While Texas experiences devastating flooding right now, California has the opposite problem. Wildfires are burning and the governor called a state of emergency over the weekend. Both disasters have their own causes, but they have one exacerbating factor in common: climate change.
In a recent episode of the BBC radio series Costing the Earth, professor Mike Flannigan explained that there are three reasons why climate change leads to more fires.
- The fire season is longer. That’s the time between the first and the last major fire, and in Canada the fire season used to start on the 1st of April. It now starts on the 1st of March. In the US the season has extended from five months long in the 1970s to seven months long today.
- Warmer temperatures cause more extreme weather, and that means more lightning and more forest fires. “For every degree of warming, there is a 12% increase in lightning activity”, says Flanagan. Nine out of ten forest fires are caused by human carelessness, but the ones started by lightning tend to do far more damage. They’re more likely to be in more remote areas, and could get well established before they are reported.
- Most importantly, warmer temperatures mean more evaporation, which means that forests and wood is drier. Dry fuel is obviously more combustible, and is more likely to ignite.
With these three factors in play, the number of wildfires in the Western US is rising. There were 140 large fires in the 1980s, 160 in the 90s, and 250 in the years 2000 to 2012. It’s an increasing problem.

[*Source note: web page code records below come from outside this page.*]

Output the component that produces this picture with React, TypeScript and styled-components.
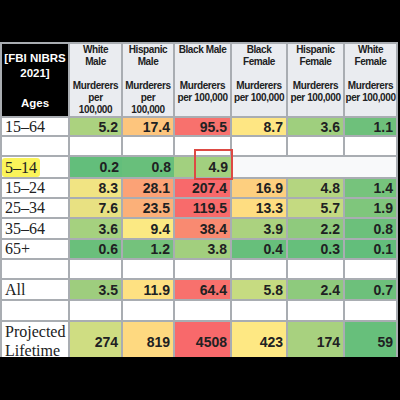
import React from "react";
import styled, { createGlobalStyle } from "styled-components";

const GlobalStyle = createGlobalStyle`
  html, body {
    margin: 0;
    padding: 0;
    background: #000;
  }
  body {
    width: 400px;
    height: 400px;
    overflow: hidden;
  }
`;

const LINE = "#a9adb2";

const Screen = styled.div`
  width: 400px;
  height: 400px;
  box-sizing: border-box;
  padding-top: 42px;
  background: #000;
`;

const Viewport = styled.div`
  width: 400px;
  height: 315px;
  overflow: hidden;
`;

const Table = styled.table`
  border-collapse: collapse;
  table-layout: fixed;
  width: 398px;
  background: #f8f9fa;
  border: 2px solid ${LINE};
  color: #202122;
`;

const Row = styled.tr<{ $h: number }>`
  height: ${(p) => p.$h}px;
`;

const CornerCell = styled.th`
  border: 2px solid ${LINE};
  background: #000;
  color: #fff;
  font-family: "Liberation Sans", Arial, sans-serif;
  font-weight: bold;
  font-size: 11.5px;
  line-height: 15px;
  text-align: center;
  vertical-align: top;
  padding: 7px 0 0;
`;

const HeadCell = styled.th`
  border: 2px solid ${LINE};
  background: #eaecf0;
  font-family: "Liberation Sans", Arial, sans-serif;
  font-weight: bold;
  font-size: 10px;
  letter-spacing: -0.4px;
  line-height: 12px;
  text-align: center;
  vertical-align: top;
  padding: 0;
  white-space: nowrap;
`;

const Title = styled.div`
  min-height: 24px;
  margin-bottom: 12px;
`;

const AgeCell = styled.td<{ $top?: boolean }>`
  border: 2px solid ${LINE};
  background: #fff;
  font-family: "Liberation Serif", "Times New Roman", serif;
  font-size: 16px;
  line-height: ${(p) => (p.$top ? 19 : 16)}px;
  padding: 0 0 0 3px;
  vertical-align: ${(p) => (p.$top ? "top" : "middle")};
  white-space: nowrap;
`;

const Highlight = styled.span`
  display: inline-block;
  margin-left: -3px;
  padding: 1px 3px;
  line-height: 17px;
  background: #fbf45a;
  border-radius: 3px;
`;

const ValueCell = styled.td<{ $bg: string; $open?: boolean }>`
  position: relative;
  border: 2px solid ${LINE};
  ${(p) => (p.$open ? "border-left: none; border-right: none;" : "")}
  background: ${(p) => p.$bg};
  font-family: "Liberation Sans", Arial, sans-serif;
  font-weight: bold;
  font-size: 14px;
  line-height: 16px;
  text-align: right;
  vertical-align: middle;
  padding: 0 3px 0 0;
`;

const BlankCell = styled.td`
  border: 2px solid ${LINE};
  background: #fff;
  padding: 0;
`;

const Marker = styled.span`
  position: absolute;
  left: 20px;
  top: -8px;
  right: -2px;
  bottom: -3px;
  border: 2px solid #dd4a44;
  pointer-events: none;
  z-index: 1;
`;

const columns = [
  { width: 53, title: ["White", "Male"], unit: ["Murderers", "per", "100,000"] },
  { width: 52, title: ["Hispanic", "Male"], unit: ["Murderers", "per", "100,000"] },
  { width: 57, title: ["Black Male"], unit: ["Murderers", "per 100,000"] },
  { width: 56, title: ["Black", "Female"], unit: ["Murderers", "per 100,000"] },
  { width: 57, title: ["Hispanic", "Female"], unit: ["Murderers", "per 100,000"] },
  { width: 53, title: ["White", "Female"], unit: ["Murderers", "per 100,000"] },
];

type Value = [string, string];

type TableRow =
  | { kind: "data"; label: string[]; h: number; values: Value[] }
  | { kind: "partial"; label: string; h: number; values: Value[] }
  | { kind: "blank"; h: number };

const rows: TableRow[] = [
  {
    kind: "data",
    label: ["15–64"],
    h: 19,
    values: [
      ["5.2", "#abd27f"],
      ["17.4", "#fdc57d"],
      ["95.5", "#f8716d"],
      ["8.7", "#fee683"],
      ["3.6", "#9fcf7e"],
      ["1.1", "#6ec07b"],
    ],
  },
  { kind: "blank", h: 20 },
  {
    kind: "partial",
    label: "5–14",
    h: 22,
    values: [
      ["0.2", "#63be7b"],
      ["0.8", "#68bf7b"],
      ["4.9", "#a2d07f"],
    ],
  },
  {
    kind: "data",
    label: ["15–24"],
    h: 20,
    values: [
      ["8.3", "#f1e483"],
      ["28.1", "#fba276"],
      ["207.4", "#f8696b"],
      ["16.9", "#fdcf7f"],
      ["4.8", "#b4d580"],
      ["1.4", "#76c37c"],
    ],
  },
  {
    kind: "data",
    label: ["25–34"],
    h: 20,
    values: [
      ["7.6", "#e8e182"],
      ["23.5", "#fbb079"],
      ["119.5", "#f86b6b"],
      ["13.3", "#fedd81"],
      ["5.7", "#c4da81"],
      ["1.9", "#7fc67c"],
    ],
  },
  {
    kind: "data",
    label: ["35–64"],
    h: 21,
    values: [
      ["3.6", "#a5d17f"],
      ["9.4", "#fbe983"],
      ["38.4", "#f98a71"],
      ["3.9", "#abd27f"],
      ["2.2", "#8fca7d"],
      ["0.8", "#6cc07b"],
    ],
  },
  {
    kind: "data",
    label: ["65+"],
    h: 20,
    values: [
      ["0.6", "#6abf7b"],
      ["1.2", "#74c27c"],
      ["3.8", "#a2cf7e"],
      ["0.4", "#67bf7b"],
      ["0.3", "#66bf7b"],
      ["0.1", "#63be7b"],
    ],
  },
  { kind: "blank", h: 20 },
  {
    kind: "data",
    label: ["All"],
    h: 21,
    values: [
      ["3.5", "#9ecd7e"],
      ["11.9", "#fee182"],
      ["64.4", "#f8716d"],
      ["5.8", "#c6db81"],
      ["2.4", "#8eca7d"],
      ["0.7", "#6dc07b"],
    ],
  },
  { kind: "blank", h: 21 },
  {
    kind: "data",
    label: ["Projected", "Lifetime"],
    h: 42,
    values: [
      ["274", "#cfdd82"],
      ["819", "#fed980"],
      ["4508", "#f8696b"],
      ["423", "#fee883"],
      ["174", "#a8d17f"],
      ["59", "#67bf7b"],
    ],
  },
];

const lines = (parts: string[]) =>
  parts.map((t, i) => (
    <React.Fragment key={i}>
      {i > 0 && <br />}
      {t}
    </React.Fragment>
  ));

export default function App() {
  return (
    <>
      <GlobalStyle />
      <Screen>
        <Viewport>
          <Table>
            <colgroup>
              <col style={{ width: 68 }} />
              {columns.map((c, i) => (
                <col key={i} style={{ width: c.width }} />
              ))}
            </colgroup>
            <thead>
              <Row $h={73}>
                <CornerCell>
                  [FBI NIBRS
                  <br />
                  2021]
                  <br />
                  <br />
                  Ages
                </CornerCell>
                {columns.map((c, i) => (
                  <HeadCell key={i}>
                    <Title>{lines(c.title)}</Title>
                    <div>{lines(c.unit)}</div>
                  </HeadCell>
                ))}
              </Row>
            </thead>
            <tbody>
              {rows.map((r, i) => {
                if (r.kind === "blank") {
                  return (
                    <Row key={i} $h={r.h}>
                      <AgeCell />
                      {columns.map((_, j) => (
                        <BlankCell key={j} />
                      ))}
                    </Row>
                  );
                }
                if (r.kind === "partial") {
                  return (
                    <Row key={i} $h={r.h}>
                      <AgeCell>
                        <Highlight>{r.label}</Highlight>
                      </AgeCell>
                      {r.values.map(([v, bg], j) => (
                        <ValueCell key={j} $bg={bg} $open>
                          {v}
                          {j === r.values.length - 1 && <Marker />}
                        </ValueCell>
                      ))}
                    </Row>
                  );
                }
                return (
                  <Row key={i} $h={r.h}>
                    <AgeCell $top={r.label.length > 1}>{lines(r.label)}</AgeCell>
                    {r.values.map(([v, bg], j) => (
                      <ValueCell key={j} $bg={bg}>
                        {v}
                      </ValueCell>
                    ))}
                  </Row>
                );
              })}
            </tbody>
          </Table>
        </Viewport>
      </Screen>
    </>
  );
}
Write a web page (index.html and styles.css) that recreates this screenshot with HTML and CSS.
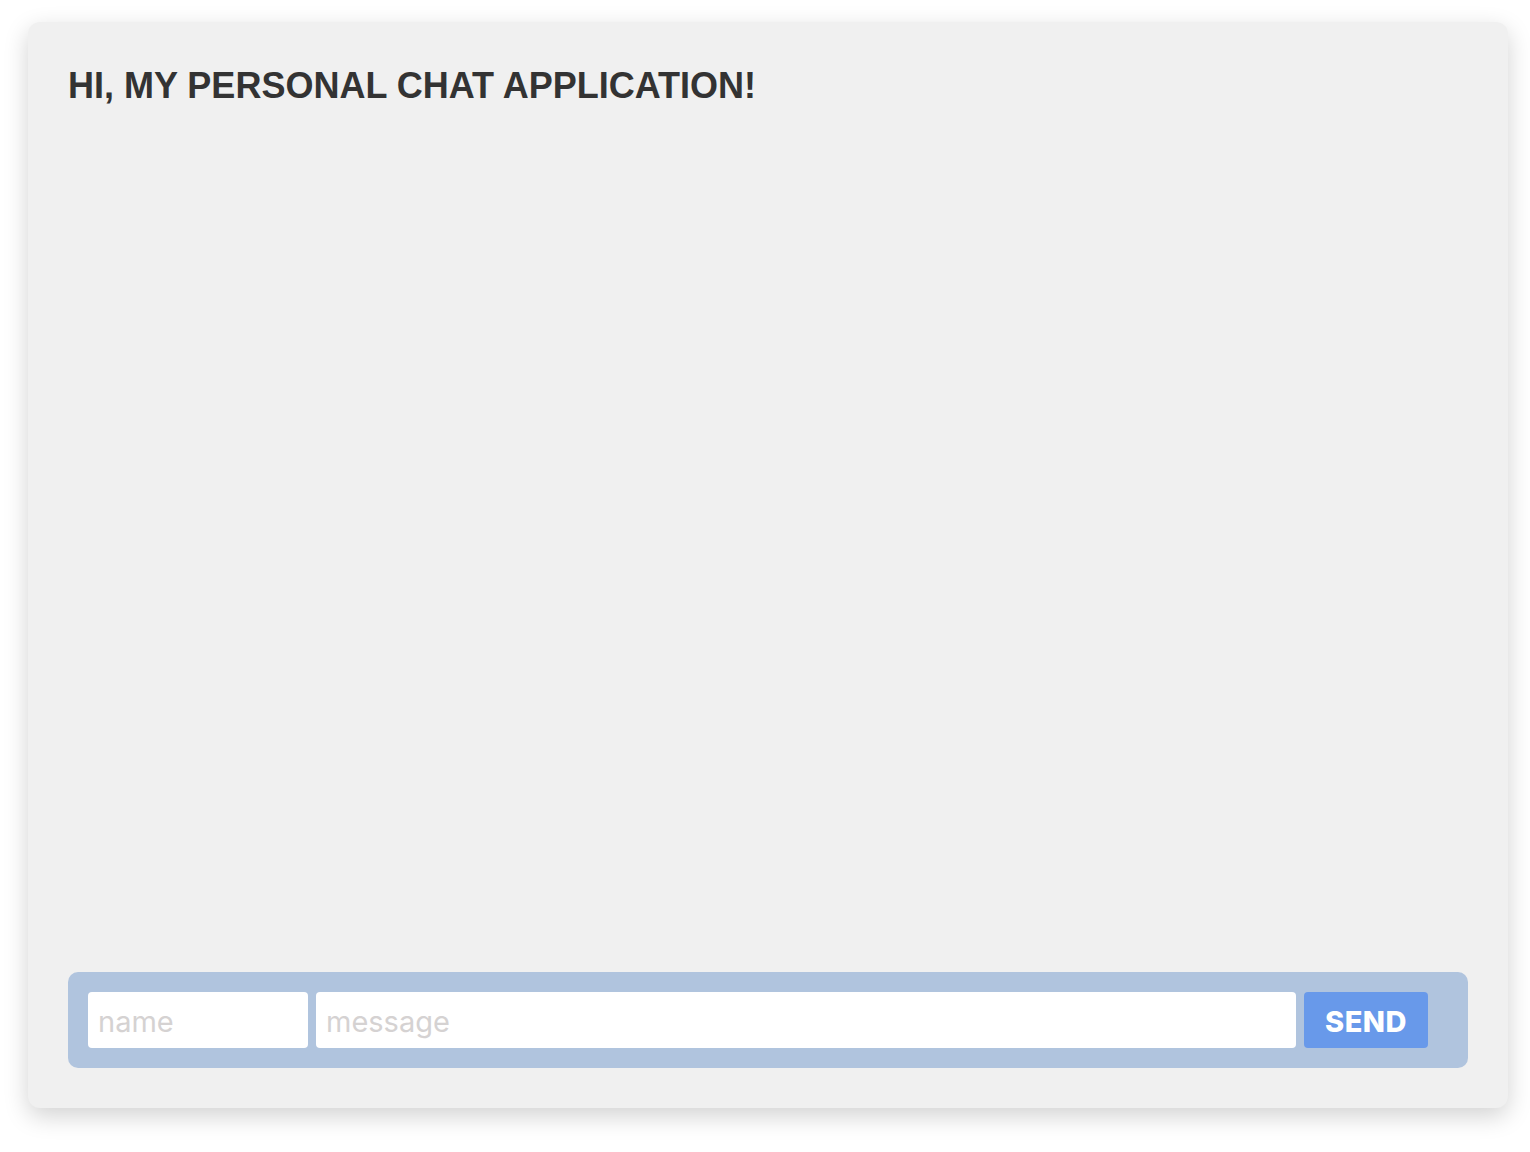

That’s not true everywhere. As we should know by now, climate change is non-linear and complicated. In some places the rise in temperatures is causing more rainfall and reducing fire risk. There are also changing agricultural patterns to consider. Traditional slash and burn farming practices are in decline in Africa for example, reducing the number of wildfires on the continent. Overall, the number of wildfires is falling at the global level. You will find climate skeptic blogs using global statistics to claim no correlation between climate change and forest fires. But it depends on local conditions and in the Western US, there’s a clear trend.
There is more willingness to talk about climate change in California than in Texas, but the national government’s position of official denial is failing American citizens. Climate change is happening, and floods and fire are some of the visible effects. This can’t be ignored forever.